In a commencement speech that thrilled conservatives and sent the activist left into predictable outrage, Defense Secretary Pete Hegseth used the stage at West Point to deliver a forceful message to America’s future military leaders: focus on winning wars — not politics, identity, or Diversity, Equity, and Inclusion (DEI) programs.
Speaking before graduating cadets at the United States Military Academy on May 23, Hegseth made it crystal clear that the Trump administration is steering the military away from what many conservatives see as years of ideological distractions and back toward combat readiness, discipline, and merit.
And he didn’t mince words.
“You do not have time to celebrate identity months,” Hegseth declared, drawing applause from supporters who believe America’s armed forces should prioritize battlefield effectiveness over cultural programming.
For years, critics argued that military institutions increasingly mirrored corporate HR departments — emphasizing diversity seminars, mandatory sensitivity training, and awareness campaigns instead of preparing troops for the brutal realities of combat. Hegseth’s speech signaled a dramatic shift away from that philosophy.
“You will not compromise,” he told cadets. “You will not see color. And you will not try to meet arbitrary quotas based on immutable characteristics.”
The remarks represent a sharp departure from policies embraced during previous administrations, when the Pentagon promoted cultural awareness months and DEI initiatives as part of military life. Shortly after assuming leadership in 2025, Hegseth moved aggressively to end official Department of Defense sponsorship of events tied to identity-based observances such as Black History Month, Women’s History Month, Pride Month, Hispanic Heritage Month, and others.
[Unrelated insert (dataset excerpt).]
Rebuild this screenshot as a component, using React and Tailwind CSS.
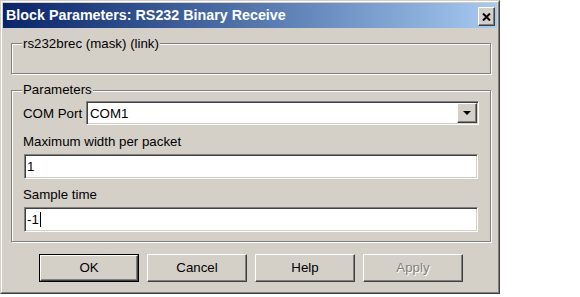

At the time, Hegseth argued that emphasizing divisions within the ranks weakened military cohesion.
“Our unity and purpose are instrumental to meeting the Department’s warfighting mission,” he said in an earlier directive. “Efforts to divide the force — to put one group ahead of another — erode camaraderie and threaten mission execution.”
At West Point, Hegseth doubled down on that vision, emphasizing merit and performance above all else.
“West Point is set apart. It’s special. It’s above politics,” he said. “Success here is based on merit. It’s how you perform that matters.”
He also offered more personal advice to cadets preparing to lead soldiers in an increasingly dangerous world, urging them to seek faith and humility.
“Seek God,” Hegseth told the graduates. “Know that we are not Him. The good times will pass, the bad times will pass.”
But it was his unapologetic defense of meritocracy — and rejection of identity politics — that dominated headlines afterward.
“Combat is the ultimate test,” he said. “And our best Americans must ace it.”
Unsurprisingly, the speech sparked outrage from progressive critics online, many accusing Hegseth of turning a military commencement into a culture-war battleground.
Yet conservatives viewed the moment very differently.
For supporters of the Trump administration’s military reforms, Hegseth’s speech represented a long-overdue correction after years of what they describe as political distractions creeping into America’s armed forces.
“The military’s job is simple,” one supporter wrote online. “Win wars. Merit matters.”
Hegseth closed with perhaps the most memorable line of the speech — one likely to resonate far beyond West Point’s campus:
“Diversity is not our strength,” he said. “Unity is our strength.”
For many conservatives, that message was not controversial — it was overdue.